A Nevada court has denied an emergency motion for a preliminary injunction to be issued against Dr Laila Mintas by technology supplier PlayUp, after finding that the group’s ex-CEO had not caused the collapse of a proposed sale and “was turned into the scapegoat”.
The ongoing legal dispute stems from the online betting and gaming provider citing breach of contract claims, alleging that Mintas had tried to damage the business and ultimately “engaged in conduct directly in violation” of contractual terms in causing the collapse of a proposed sale.
However, Judge Gloria Navarro denied the motion for a preliminary injunction last week, stating that Dr Mintas’ defence had successfully demonstrated “that it was just as likely or more likely that the actions of Daniel Simic are the ones that caused the negotiations to cease irreparably”.
The alleged derailment of a proposed acquisition by cryptocurrency exchange FTX has previously seen Mintas’ defence claim that Daniel Simic, PlayUp Global CEO, “became greedy” and caused the deal to fall through.
Citing an email from November 9, 2021, a prior filing claimed that Simic disclosed to Dr Mintas that he wanted to require FTX to acquire a company purportedly unrelated to PlayUp, PlayChip, for an additional $105m, and the group to pay a $65m incentive to Australian “key staff”, including $25m for himself, which increased the total acquisition price to an additional $170m.
PlayUp had alleged that communication between Dr Mintas and Sam Bankman-Fried, CEO of FTX, had torpedoed the potential transaction, after she had been asked not to attend a meeting between the parties in the Bahamas.
Following this gathering, FTX emailed the company to confirm that it had decided against pursuing a full acquisition. Navarro, however, noted that this had not been submitted to the court despite it being “definitely relevant to the issue at hand and does certainly place things in a much different light”.
“This email confirms that Mr Simic had added new terms to the deal when he and Costa met with FTX,” Navarro stated. “You know, and it’s just more likely that this point, in my mind, that Dr Mintas was exercising her executive responsibility and that she was turned into the scapegoat.”
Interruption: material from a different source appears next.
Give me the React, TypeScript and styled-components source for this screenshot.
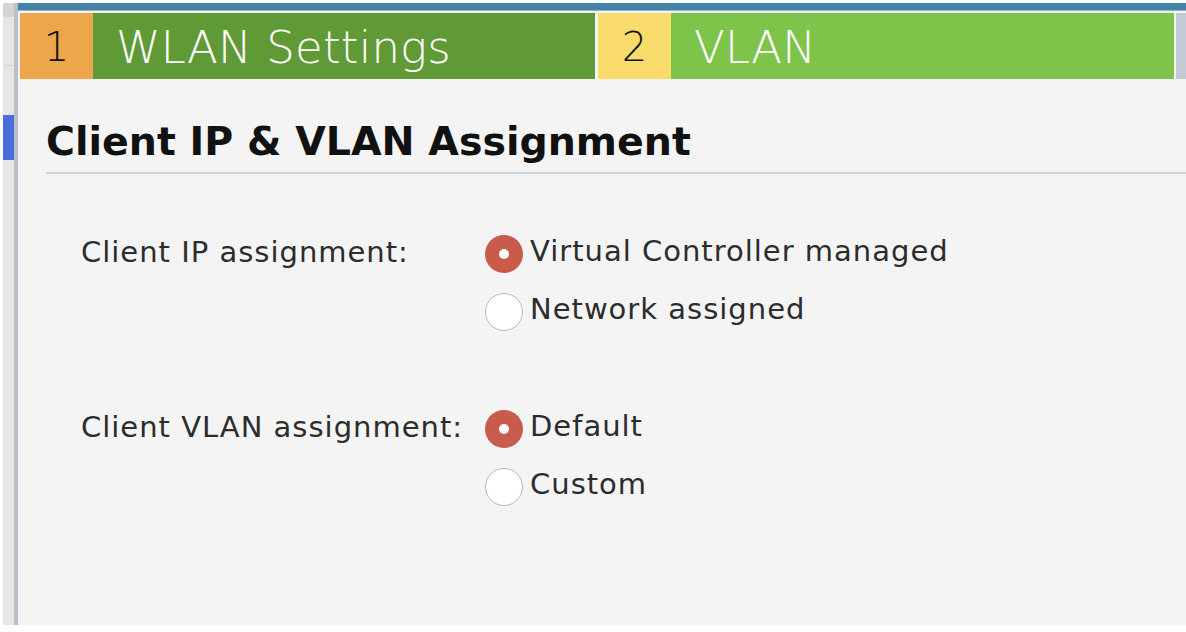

She added that an initial injunction was granted as the “threat that was claimed by the plaintiff seemed very real at the time,” and that such an order seemed necessary under the circumstances.
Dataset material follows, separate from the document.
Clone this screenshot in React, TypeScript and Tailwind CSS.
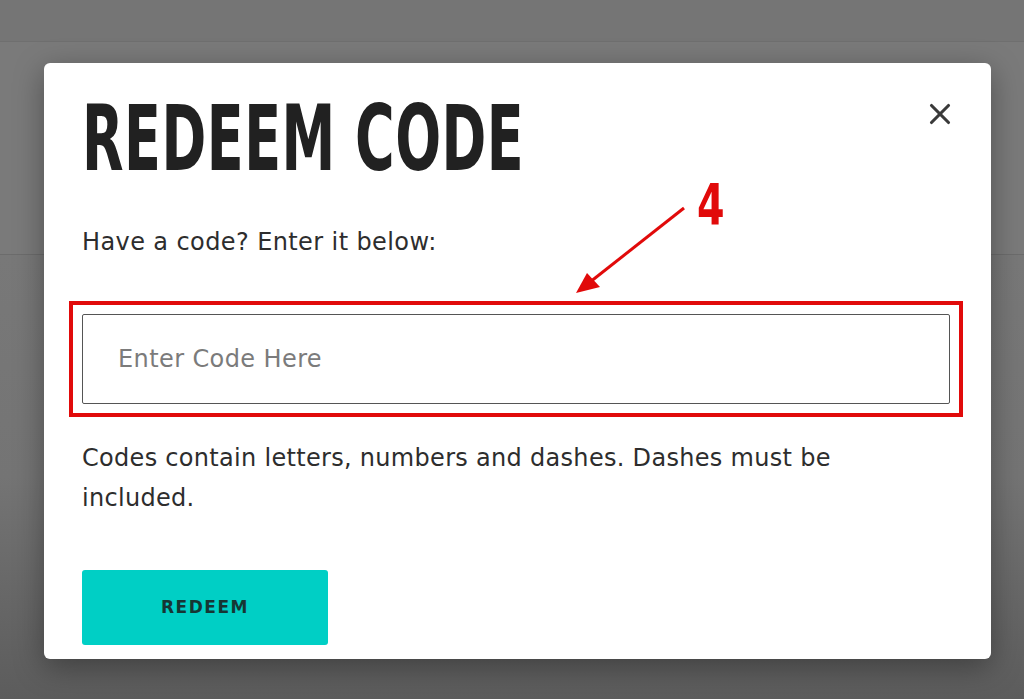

However, Navarro commented that PlayUp has “failed to demonstrate that the defendant breached the non-disparagement provision under the employment agreement”.
Responding to this latest development, Dr Mintas’ legal representatives reassert that she “strongly denies their allegations and will fight vigorously against the remaining claims and prosecute her counterclaims”.
These include counterclaims for fraud, defamation, and abuse of process, with it alleged that PlayUp “abused and manipulated the legal process and had an ulterior motive for bringing this litigation and seeking a preliminary injunction”.
Mintas argues that the global defamation has caused “irreparable harm to her reputation, loss of income, devaluation of her shares, among other damages”, and that PlayUp and Simic “made false and inflammatory accusations against Dr Mintas, calling her irrational, corrupt, incapable and incompetent”.
It is also said that she suffered “extreme or severe emotional distress, with the unnecessary stress that was caused,” as well as stating that the company “is guilty of oppression, fraud and malice” as it “never intended to enter into a new contract”.
Furthermore, the defence is also aiming to declare that a restraining order in Australia, “has no force and effect,” with it added that the company “is still trying to gag Dr Mintas”.